Why I Love A Campaign Audit, and How To Do One

Doing a campaign audit is critical to making sure that your paid search campaigns have structural integrity and are working at maximum efficiency. Just like your house, you should consider a spring cleaning of your paid search campaigns. Depending on how robust your campaigns are, you may need to schedule audits on a more regular basis. I like to roll it in to any other housekeeping activities that might be happening around the end of the year, or as we start gearing up for new initiatives in the coming quarter.

Here’s a list of a few items I like to take a deeper look at when performing a campaign audit!

Getting Started
A good rule of thumb is to start with a full year’s worth of data. This hopefully gives you data volume as well as helps take into account seasonality. Feel free to pull back even further if you have a total spend of less than $50,000. Make sure you have columns for the KPIs you need to be optimizing for. I prefer to look at conversion rate, conversion volume, and cost per conversion. If you have the data available, use revenue and ROAS as well.

Often we get wrapped up in the typical optimization of keywords, like sorting on cost per click and conversion rate. We forget to look at the keywords from a structural standpoint. Adding several keywords into ad groups at a time, like what happens if you do a batch upload of keyword research or from a search query report, you might find over time that keywords will slip into places where they don’t belong. Look at keyword intent, match type, conjugation, negative keywords, and the ads that they are pointing to. Google reacts best to ad groups that silo!

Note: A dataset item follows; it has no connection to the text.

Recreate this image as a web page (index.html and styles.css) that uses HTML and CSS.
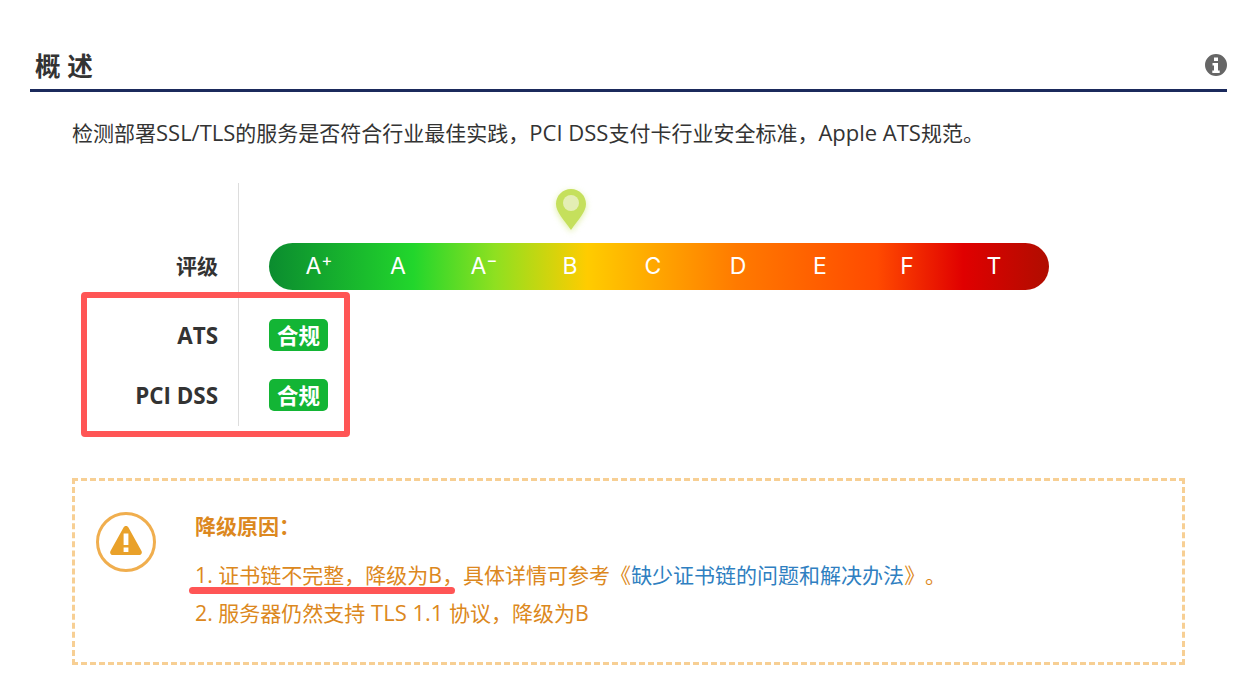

Speaking of negative keywords, be sure to pull a search query report. You can find this in the Keywords section. A search query report will provide you with a wealth of information for keywords that you can add to your current bidding strategy and keywords that you do not want to show up for at all. I like to sort these based on cost, conversion rate, conversion volume, to name a few.

Location optimization might not be something that you analyze during your typical management, especially if you are only targeting one area. This is a great opportunity to parse out areas that are performing well or under performing. If you target by state, break it down by metro regions. If you target a city, try breaking it down into neighborhoods or zip codes. Make bid adjustments as needed.

When we optimize very large accounts, it can be easy to pause large batches of ads. You can wind up with ad groups with one or zero ads running. This is a perfect time to go through your ad copy and make sure all add groups have at least two ads running. Three is even better. Make sure all ads are using the proper keyword with intent and conjugation in the ad. This is also a great time to double check the landing page that the ad is pointing to, as well as correct conversion tracking pixels are in place.

By now you have converted your text ads to the new ETA formatting. Responsive Text Ads are now an option besides to the expanded text ads. Be sure to check that all ads running in the latest format.

In addition to ensuring your ads are up to par, double check that you are utilizing your ad extensions . Do you have at least two or three versions of callouts, sitelinks, and structured snippets that you are testing? Are you utilizing at least four ad extensions on your ads to take up as much space as possible?

Data Quality
Set up Google Analytics and link it to your Google Ads account if you have not already done so. Import metrics like bounce rate and any goals that you have set up so that you can optimize your paid search campaigns. Check that your conversion tracking is properly set up, and that the data is pulling correctly into Analytics and your own CRM, if necessary.

I hope you find this quick list of items you can do to deep dive into your paid search campaigns helpful! You never know what you might uncover. Happy fixing!